The normalizing function used by the EUCM is: \[ \eta_{\alpha, \beta}(x, y, z) = \alpha \sqrt{\beta(x^2 +y^2) + z^2} + (1 - \alpha)z \] Under the model, a 3d point \( [x, y, z] \) is mapped to \( \frac{[x, y]}{\eta(x, y, z)} \). When \( \alpha = 1 \) and \( \beta = 0 \), this reduces to pinhole projection. Other parameters generate different projection surfaces instead of the \(z=1\) plane.
When combined with a distortion model, EUCM can be used with many different lenses without having to know the exact optical design. The figure below show the EUCM parameter values which approximate the classical fish eye projections discussed above.
Picking the right model
It's important to pick the right projection and distortion models for your camera. The right choice depends on two factors: the optical design of the lens and its field of view.
For narrow angle cameras (< ~60 degrees field of view, or \( \theta < 30^\circ \) in the above plots), the differences between projection models are relatively small. We can often correct the non-pinhole projection via our distortion model, even if the lens isn't rectilinear.

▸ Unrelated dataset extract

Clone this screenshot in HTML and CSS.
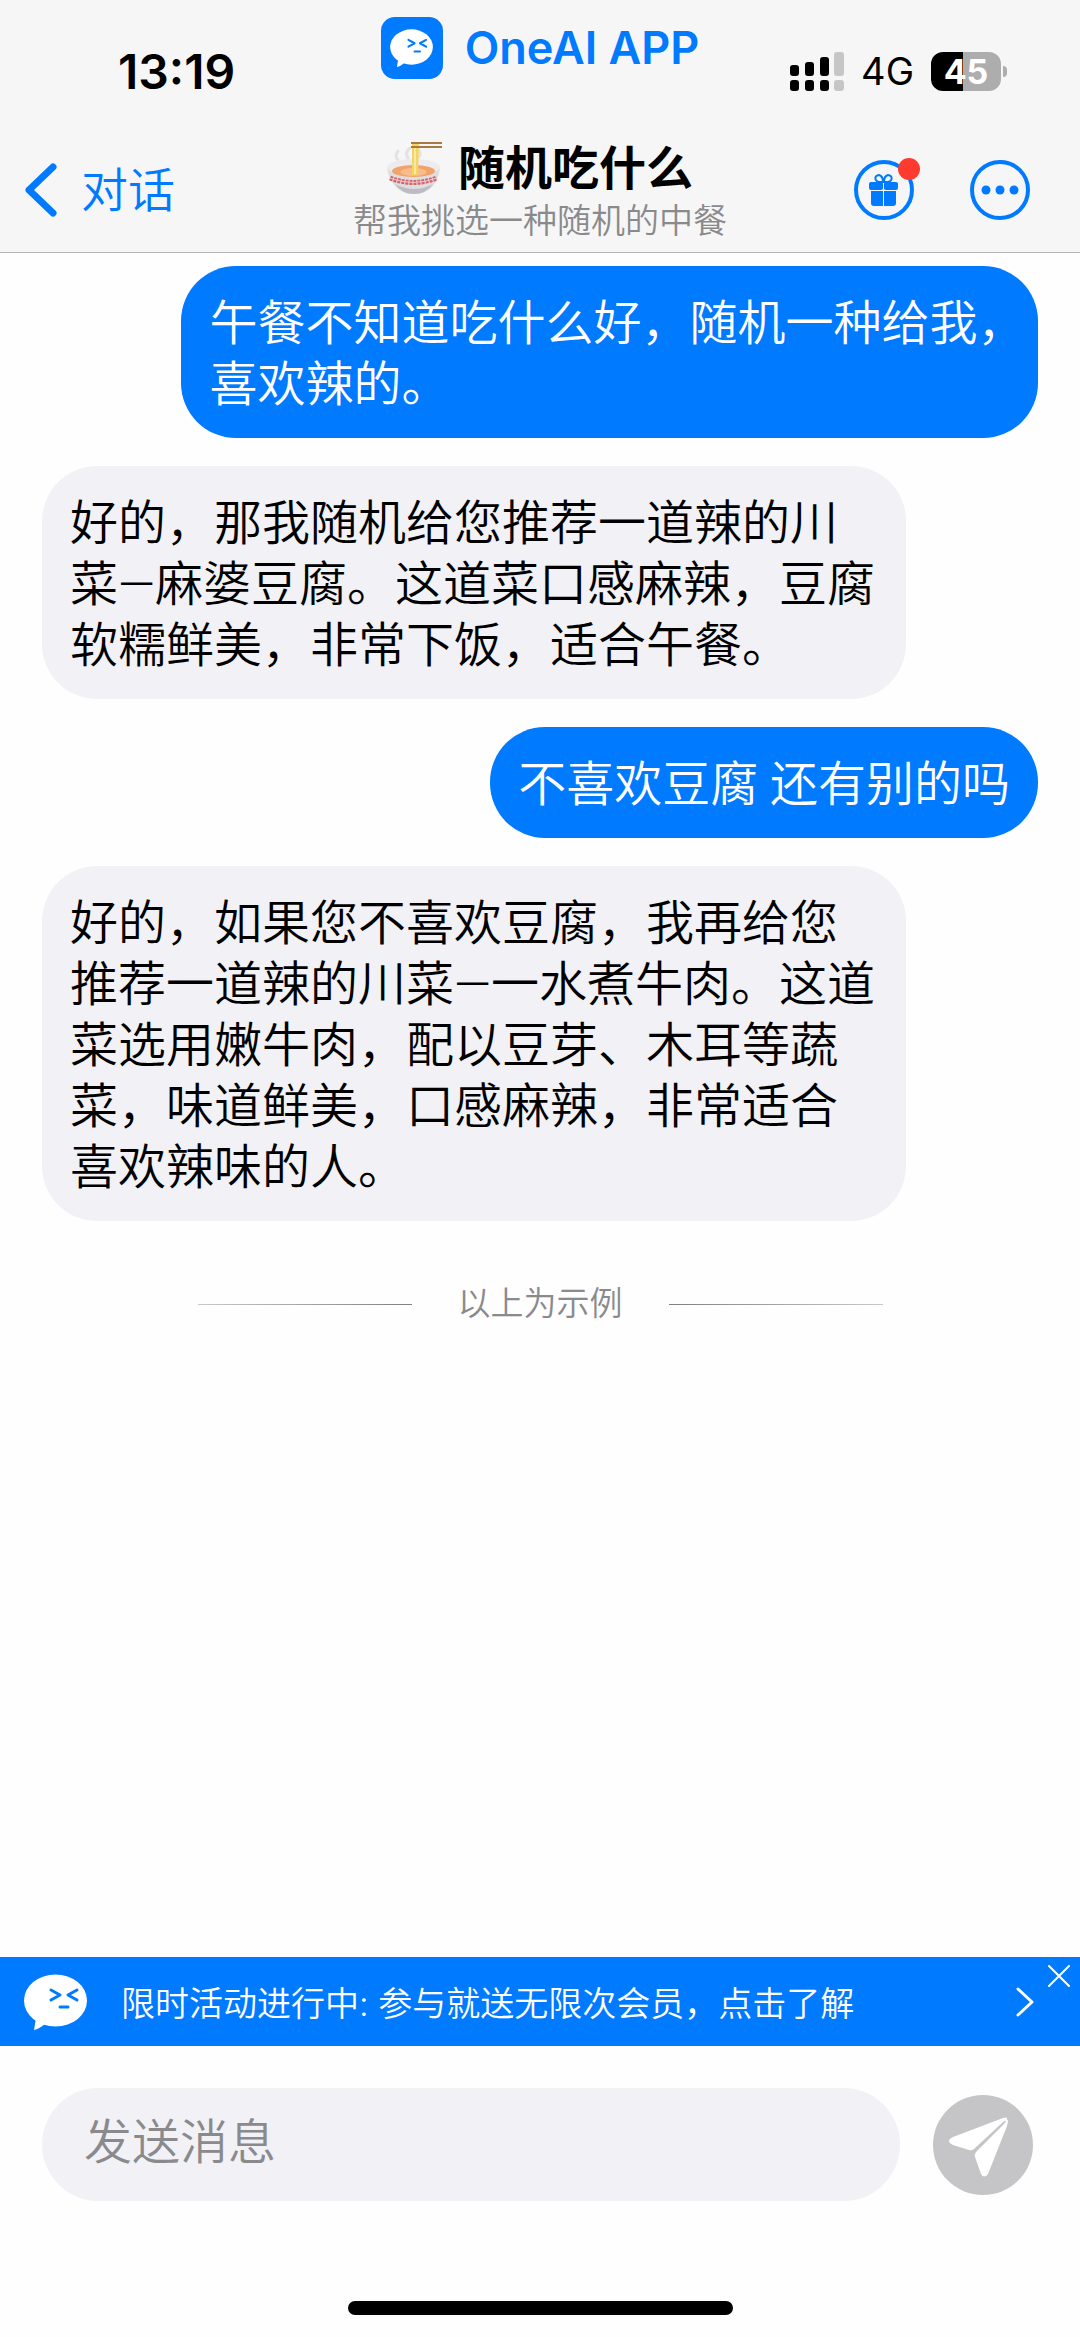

As the field of view gets larger, the needed corrections begin causing too much pincushion distortion. For cameras with in the 60 - 120 degree range, the lens design becomes very important. Some lenses in this range are rectilinear despite having a very high field of view. In this case the pinhole projection model can be used with an appropriate distortion model.
More commonly, high field of view lenses are designed using the equidistant or equisolid model. In these cases we're forced to use a more complicated projection function such as the EUCM.
Our camera calibration tool supports both pinhole and EUCM projection, along with several different distortion functions. This lets you experiment to find the best combination for your use case.